Democracy in America (seminar, block 4, 6ECTS)

This seminar familiarizes students with American political thought by focusing on a few of its major representatives. We take students, in a few giant steps, from the founding of the American nation to the end of the twentieth century by discussing American political theorists ranging from James Madison to Hannah Arendt. More specifically we explore what these political thinkers saw as problematic features in America’s developing democracy. Next to discussing these perceived weaknesses of the American democratic system, students will explore issues such as the differences between the liberal and republican traditions, the role of intellectuals in a democracy, and the relationship between the country’s racism and its political developments.


Usable Pasts (seminar, block 5, 6ECTS)

The present always informs our view of the past: it shapes the kinds of questions we ask, the kinds of interpretations we find important and meaningful. This course begins from the present and works backwards. The title comes from the American critic Van Wyck Brooks, who in 1918 called for the excavation of a “usable past” to ignite the creative possibilities of American culture. In this course, the past will be usable in a different way. We will take an American topic of current concern and challenge students to develop a historical perspective on it. This is more than mere “background”: we will be just as interested in the hidden background, the surprising precedent, the unlikely continuity, the unintended consequence, the path not taken. Students will develop research projects that illuminate that past and speak to the present.

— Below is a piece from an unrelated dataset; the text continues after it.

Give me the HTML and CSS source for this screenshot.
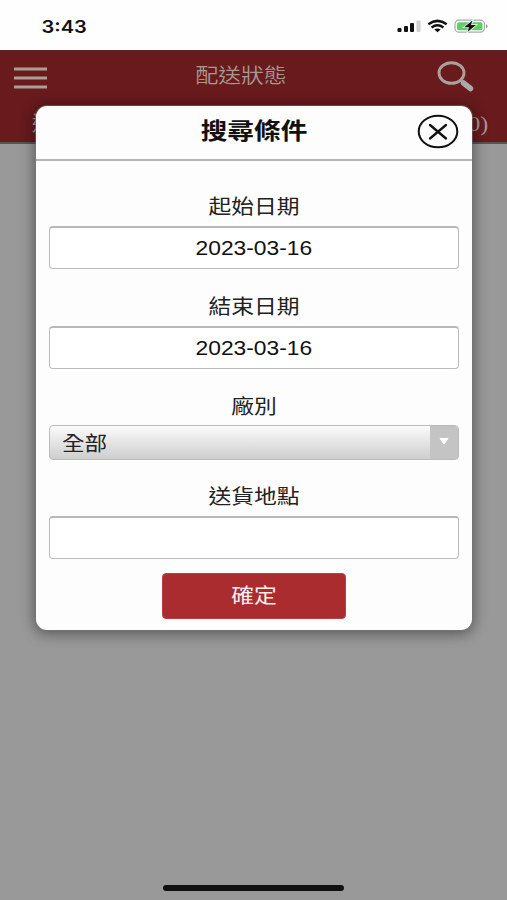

The United States looms peculiarly large in contemporary life and modern media. For that reason, a deeper historical awareness of the United States is an important asset in today’s world. This course encourages students to think critically about journalistic accounts and about public history, and to think comparatively about the United States. It also develops an understanding of the politics of history: what is left out of contemporary debate? Who, in other words, is using the past, and why?